Одетта оставалась единственным препятствием на его пути к величию. Он сделался главным советником герцога, его слушали и ему доверяли, как никогда раньше. Он жил в покоях дворца на улице Вьей-дю-Тампль, вместе с Одеттой, Алэном и их давнишней служанкой Нат. Ему отдали во владение крохотную деревушку в Шампани, благодаря чему он теперь звался сьером де Менилем и считался дворянином, пусть и не знатным. Скорее всего, герцог Анри никогда не сделает его графом, зато у французских аристократов есть отвоеванное право назначать людей на важные церковные должности без согласования с Римом, а значит, Пьер Оман по воле герцога может стать настоятелем какого-либо монастыря или даже епископом. Осталось лишь избавиться от жены…
Глядишь, Одетта все-таки умрет. Надежда, порожденная этой мыслью, пронзила сердце острой болью. Он освободится от этого бремени, станет заседать в советах власть предержащих, а подняться сможет настолько высоко, насколько хватит сил.
Хворь Одетты проявлялась в боли в животе после еды, кровавом поносе и общей усталости. Она всегда была женщиной дебелой, если не сказать толстой, но теперь исхудала — возможно, потому, что ела очень мало.
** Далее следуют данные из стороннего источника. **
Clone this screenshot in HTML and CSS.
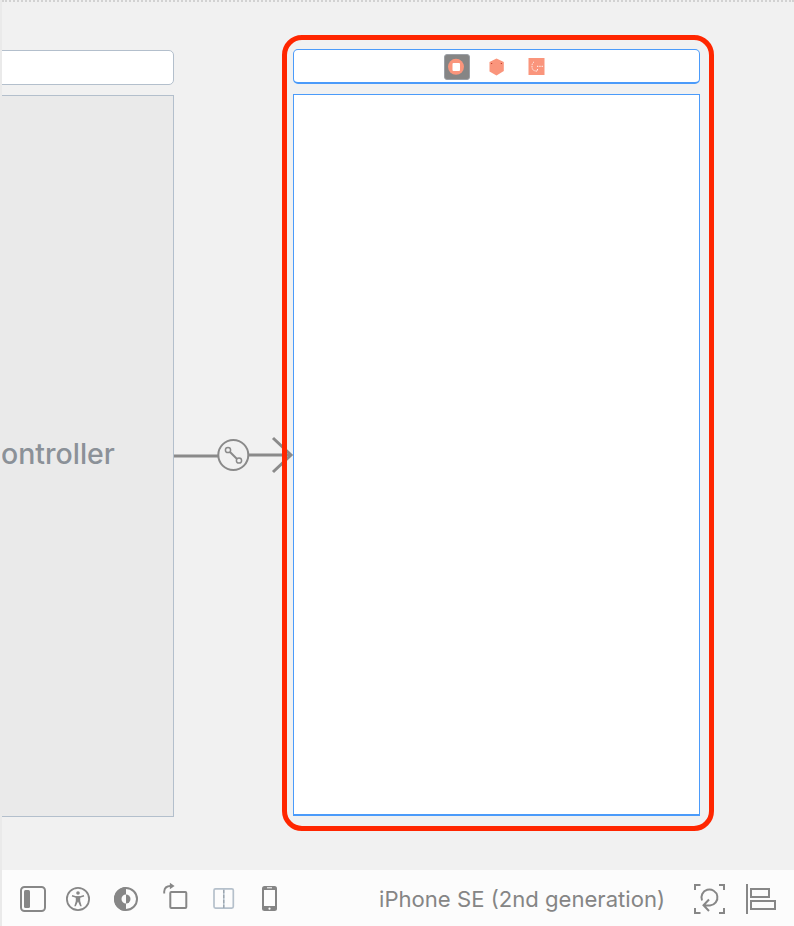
FILE: index.html
```html
<!DOCTYPE html>
<html lang="en">
<head>
<meta charset="utf-8">
<title>Storyboard</title>
<link rel="stylesheet" href="styles.css">
</head>
<body>
<div class="editor">
  <main class="canvas">
    <div class="scene-bar source-bar"></div>
    <div class="source-view"><span>ontroller</span></div>
    <svg class="segue" width="120" height="40" viewBox="0 0 120 40" fill="none" stroke="#8a8a8a">
      <path d="M0 21H44" stroke-width="3"/>
      <path d="M75 20H116" stroke-width="3"/>
      <path d="M99 3L117 20L99 37" stroke-width="3"/>
      <circle cx="59.3" cy="20" r="15" stroke-width="2"/>
      <path d="M56 17L63 24" stroke-width="2"/>
      <circle cx="54" cy="15" r="2.6" stroke-width="1.5"/>
      <circle cx="65" cy="25.5" r="2.6" stroke-width="1.5"/>
    </svg>
    <div class="scene-bar target-bar">
      <svg width="26" height="26" viewBox="0 0 26 26">
        <rect x=".5" y=".5" width="25" height="25" rx="2.5" fill="#858585" stroke="#9ba0a6"/>
        <circle cx="12" cy="12.8" r="8" fill="#fa957c"/>
        <rect x="8.5" y="9" width="7.5" height="8" rx="1" fill="#fff"/>
      </svg>
      <svg width="26" height="26" viewBox="0 0 26 26">
        <path d="M12.5 4.5L19.8 8V17L12.5 21.5L5.5 17.5V8Z" fill="#fa957c"/>
        <path d="M7 9.5h1.2M16.8 9.5H18" stroke="#c5402e" stroke-width="1.2"/>
      </svg>
      <svg width="26" height="26" viewBox="0 0 26 26">
        <rect x="4.5" y="4" width="16" height="17" fill="#fa957c"/>
        <path d="M10 8Q8 9 8 12.5Q8 17.5 13.5 17V15M13 12.3H19" fill="none" stroke="#fff" stroke-dasharray="1.3 1"/>
      </svg>
    </div>
    <div class="target-view"></div>
    <div class="highlight"></div>
  </main>
  <footer class="toolbar">
    <div class="tools">
      <svg width="32" height="34" viewBox="0 0 32 34" fill="none" stroke="#878787">
        <rect x="4" y="6" width="24" height="24" rx="3.5" stroke-width="2"/>
        <rect x="7" y="9" width="6" height="18" rx="1.5" fill="#878787" stroke="none"/>
      </svg>
      <svg width="32" height="34" viewBox="0 0 32 34" fill="none" stroke="#878787">
        <circle cx="13" cy="18" r="11.1" stroke-width="1.8"/>
        <circle cx="13" cy="12" r="1.8" fill="#878787" stroke="none"/>
        <path d="M7 14.7L11 16H15L19 14.7" stroke-width="1.5"/>
        <path d="M10.8 15.3H15.2V20L16.7 25.2H15.2L13 20.5L10.8 25.2H9.3L10.8 20Z" fill="#878787" stroke="none"/>
      </svg>
      <svg width="32" height="34" viewBox="0 0 32 34">
        <circle cx="13" cy="18" r="11" fill="none" stroke="#878787" stroke-width="2"/>
        <path d="M13 6A12 12 0 0 0 13 30V22.5A4.5 4.5 0 0 1 13 13.5Z" fill="#878787"/>
        <path d="M13 13.5A4.5 4.5 0 0 1 13 22.5Z" fill="#878787"/>
      </svg>
      <svg width="32" height="34" viewBox="0 0 32 34" fill="none" stroke="#878787">
        <rect x="9.3" y="11" width="16" height="16" rx="1" stroke-width="2"/>
        <path d="M3.2 12.5V10.5Q3.7 5 9.5 5" stroke-width="1.9"/>
        <path d="M8.9 1.8L13.6 5L8.9 8.2Z" fill="#878787" stroke="none"/>
      </svg>
      <svg width="32" height="34" viewBox="0 0 32 34" fill="none" stroke="#b5c0cb">
        <rect x="5" y="7.8" width="19.3" height="19.3" rx="1.5" stroke-width="1.7"/>
        <path d="M14.8 8V27" stroke-width="1.5"/>
        <path d="M14.8 9V27" stroke="#909aa3" stroke-width="1" stroke-dasharray="3 2"/>
      </svg>
      <svg width="32" height="34" viewBox="0 0 32 34">
        <rect x="5" y="5" width="15" height="25" rx="2.5" fill="#858585"/>
        <rect x="7" y="9" width="11" height="16" fill="#fdfdfd"/>
        <path d="M10 6.8h5" stroke="#fff"/>
        <circle cx="12.5" cy="27.7" r="1.1" fill="#fff"/>
      </svg>
    </div>
    <span class="device">iPhone SE (2nd generation)</span>
    <div class="actions">
      <svg width="32" height="34" viewBox="0 0 32 34" fill="none" stroke="#878787" stroke-width="2">
        <path d="M1 9V4H6.5M25 4H30V9M30 27V32H25M6.5 32H1V27"/>
        <path d="M8 19.5A8 8 0 1 1 16 24.5H10M15 18.5L9.5 24.3L15 30"/>
      </svg>
      <svg width="32" height="34" viewBox="0 0 32 34" fill="none" stroke="#878787" stroke-width="2">
        <path d="M1 3V33"/>
        <rect x="5" y="8" width="18" height="8"/>
        <rect x="5" y="20" width="24" height="8"/>
      </svg>
    </div>
  </footer>
</div>
</body>
</html>
```
FILE: styles.css
```css
* { box-sizing: border-box; }
body { margin: 0; font-family: Inter, "Liberation Sans", sans-serif; }
svg { display: block; flex: none; }

.editor {
  display: flex;
  flex-direction: column;
  width: 794px;
  height: 926px;
  border-left: 2px solid #eaeaea;
  overflow: hidden;
}
.canvas {
  position: relative;
  flex: 1;
  background: #f1f1f1;
  border-top: 2px dotted #d2d2d2;
}

/* Scenes are placed freely on the canvas */
.scene-bar { position: absolute; background: #fff; border-radius: 5px; }
.source-bar {
  left: -8px;
  top: 48px;
  width: 180px;
  height: 35px;
  border: 1px solid #b3bfcc;
}
.source-view {
  position: absolute;
  left: -2px;
  top: 93px;
  width: 174px;
  height: 722px;
  display: flex;
  align-items: center;
  padding-bottom: 4px;
  background: #eaeaea;
  border: 1px solid #b3bfcc;
  border-left-style: dotted;
  color: #8b9198;
  font-size: 28.5px;
  font-weight: 500;
  line-height: 34px;
}
.segue { position: absolute; left: 172px; top: 433px; }
.target-bar {
  left: 291px;
  top: 47px;
  width: 407px;
  height: 35px;
  display: flex;
  justify-content: center;
  gap: 14px;
  padding: 4px 0 0 1px;
  border: 1px solid #4b9bfa;
  border-bottom-width: 2px;
}
.target-view {
  position: absolute;
  left: 291px;
  top: 92px;
  width: 407px;
  height: 722px;
  background: #fff;
  border: 1px solid #4b9bfa;
  border-bottom-width: 2px;
}
.highlight {
  position: absolute;
  left: 280px;
  top: 33px;
  width: 432px;
  height: 796px;
  border: 5px solid #ff2600;
  border-radius: 20px;
}

.toolbar {
  display: flex;
  align-items: center;
  height: 56px;
  padding: 0 16px 0 15px;
  background: #fcfcfc;
}
.tools { display: flex; gap: 16px; }
.device {
  margin-left: auto;
  padding-top: 2px;
  color: #858585;
  font-size: 22.1px;
  line-height: 28px;
  white-space: nowrap;
}
.actions { display: flex; gap: 20px; margin-left: 29px; }
```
Амбруаз Парэ заявил, что у нее внутренняя лихорадка и сухой жар, и посоветовал пить побольше слабого пива и разбавленного водой вина.
Пьер страшно боялся, что жена поправится.
К несчастью, Алэн искренне заботился о матери и ухаживал за нею. Он забросил свои занятия в университете и редко отходил от постели Одетты. Сам Пьер презирал пасынка, но к нему на удивление тепло относилась дворцовая прислуга: все ему сочувствовали из-за болезни матери. В итоге слуги доставляли еду прямо в их покои, а ночевал Алэн на полу материнской спальни.
Когда появлялась такая возможность, Пьер давал Одетте все, чего настоятельно советовал избегать Амбруаз Парэ: бренди и крепкое вино, пряности, соленую пищу. От этого у нее начинались то судороги, то головная боль, а изо рта отвратительно воняло. Если бы ему доверили присматривать за Одеттой единолично, он бы уморил жену за несколько дней, но противный Алэн не думал оставлять мать надолго.
Потом Одетте стало лучше, и Пьер впал в отчаяние: епископский посох на глазах таял в воздухе.